From my own experience, when I was a child, my parents fought constantly. There was plenty of loud arguing and cursing at each other all the time. There was not physical abuse, but lots of angry verbal emotional battling going on. Many of their fights would lead to the inevitable "divorce talk". I remember many angry statements such as, "Well, I'll just take the kids and leave. You'll never see them again!" Always followed by, "You'll never take my kids away from me". Money and other marital assets would always be worked in there, too. Sometimes threats of exposing each others' "flaws" to friends, family, coworkers, etc.
I recall someone suggesting that the reason Gail may have called the police
on the day of the incident with the car and what vehicle would be driven by whom to the lake house was because the children were terrified when it resulted in MP exiting the vehicle and walking away. This caused a sort of flashback for me when my brother and I were about 6-7 yrs old and on a day trip with my parents in the car out in the middle of nowhere and they had one of their infamous arguments escalating to the divorce talk and my mother demanded my Dad stop the car on the side of the road and get out. I remember my little brother and I were hysterical. We were out on a country road in the middle of nowhere and in my mind at the time, if my father got out of the car, I would never see him again. I was too young to understand he would have been okay. Of course, my mother pulled away and then turned around and picked him up.

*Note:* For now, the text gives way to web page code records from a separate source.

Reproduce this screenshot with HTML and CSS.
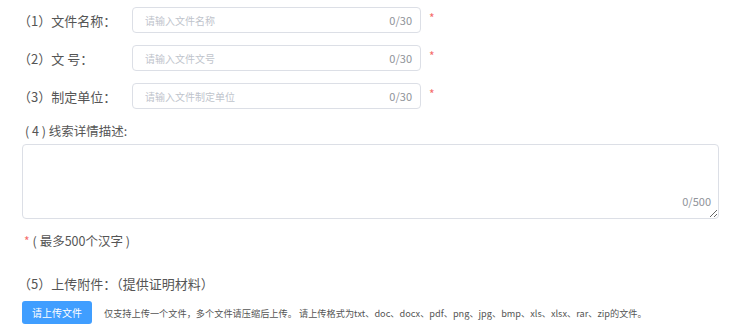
FILE: index.html
```
<!DOCTYPE html>
<html>
<head>
<meta charset="utf-8">
<title>线索上报</title>
<link rel="stylesheet" href="styles.css">
</head>

<body>

<div class="form">

<div class="row">
<div class="label">（1）文件名称：</div>
<div class="input">
<input type="text" placeholder="请输入文件名称">
<span class="count">0/30</span>
</div>
<span class="star">*</span>
</div>

<div class="row">
<div class="label">（2）文 号：</div>
<div class="input">
<input type="text" placeholder="请输入文件文号">
<span class="count">0/30</span>
</div>
<span class="star">*</span>
</div>

<div class="row">
<div class="label">（3）制定单位：</div>
<div class="input">
<input type="text" placeholder="请输入文件制定单位">
<span class="count">0/30</span>
</div>
<span class="star">*</span>
</div>

<div class="block-label">( 4 ) 线索详情描述:</div>
<div class="textarea">
<textarea></textarea>
<span class="count">0/500</span>
</div>

<div class="note"><span class="star">*</span>( 最多500个汉字 )</div>

<div class="upload-label">（5）上传附件：（提供证明材料）</div>
<div class="upload">
<button class="btn">请上传文件</button>
<span class="tip">仅支持上传一个文件，多个文件请压缩后上传。 请上传格式为txt、doc、docx、pdf、png、jpg、bmp、xls、xlsx、rar、zip的文件。</span>
</div>

</div>

</body>
</html>
```

FILE: styles.css
```
body {
  margin: 0;
  font-family: "Noto Sans CJK SC", "Microsoft YaHei", sans-serif;
  color: #555;
  background: #fff;
}

.form {
  padding: 7px 0 0 22px;
  width: 697px;
}

.row {
  display: flex;
  align-items: center;
  height: 26px;
  margin-bottom: 12px;
}

.label {
  width: 110px;
  font-size: 13px;
  margin-left: -4px;
  padding-right: 4px;
}

.input {
  display: flex;
  align-items: center;
  box-sizing: border-box;
  width: 289px;
  height: 26px;
  border: 1px solid #dcdfe6;
  border-radius: 4px;
  padding: 0 8px 0 12px;
}

.input input {
  flex: 1;
  border: none;
  outline: none;
  padding: 0;
  font-family: inherit;
  font-size: 10px;
  color: #606266;
}

.input input::placeholder,
.textarea textarea::placeholder {
  color: #c0c4cc;
}

.count {
  font-size: 11px;
  color: #909399;
}

.star {
  color: #f56c6c;
  font-size: 12px;
  margin-left: 8px;
  align-self: flex-start;
  margin-top: 2px;
}

.block-label {
  font-size: 12.5px;
  margin: 0 0 3px 3px;
  line-height: 20px;
}

.textarea {
  position: relative;
  height: 75px;
}

.textarea textarea {
  box-sizing: border-box;
  width: 697px;
  height: 75px;
  border: 1px solid #dcdfe6;
  border-radius: 4px;
  padding: 6px 10px;
  font-family: inherit;
  font-size: 12px;
  outline: none;
  display: block;
}

.textarea .count {
  position: absolute;
  right: 8px;
  bottom: 10px;
}

.note {
  font-size: 12.5px;
  margin-top: 12px;
  line-height: 20px;
}

.note .star {
  margin-left: 2px;
  margin-right: 3px;
}

.upload-label {
  font-size: 13px;
  margin: 23px 0 0 -4px;
  line-height: 20px;
}

.upload {
  display: flex;
  align-items: center;
  margin-top: 7px;
}

.btn {
  width: 70px;
  height: 23px;
  border: none;
  border-radius: 3px;
  background: #409eff;
  color: #fff;
  font-family: inherit;
  font-size: 10px;
  padding: 0;
}

.tip {
  font-size: 9.2px;
  margin-left: 12px;
  color: #555;
}
```
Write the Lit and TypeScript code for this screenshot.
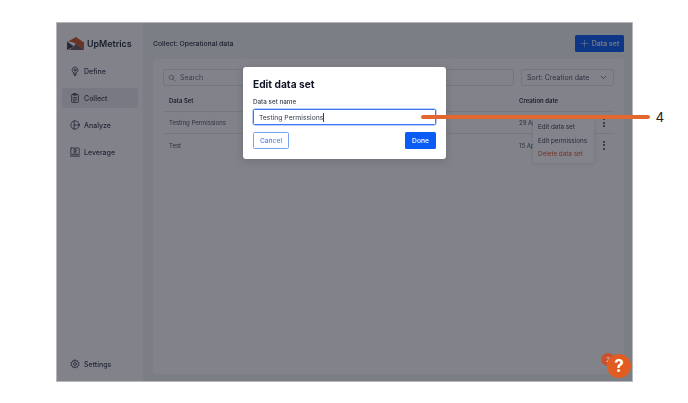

I can completely relate to kids who have to grow up witnessing this kind of behavior and the fear, sadness and guilt it instills. Sometimes you feel like it's your fault when you're a kid. I always tell people, don't do that in front of your kids. You have no idea what it does to them and how long it stays with them. Many of the arguments my parents had are still with me to this day.
My parents never did divorce, although they came close many times. I eventually learned it didn't have anything to do with me, it was just their problems. I broke the cycle, too. I never allowed my child to be exposed to any of that.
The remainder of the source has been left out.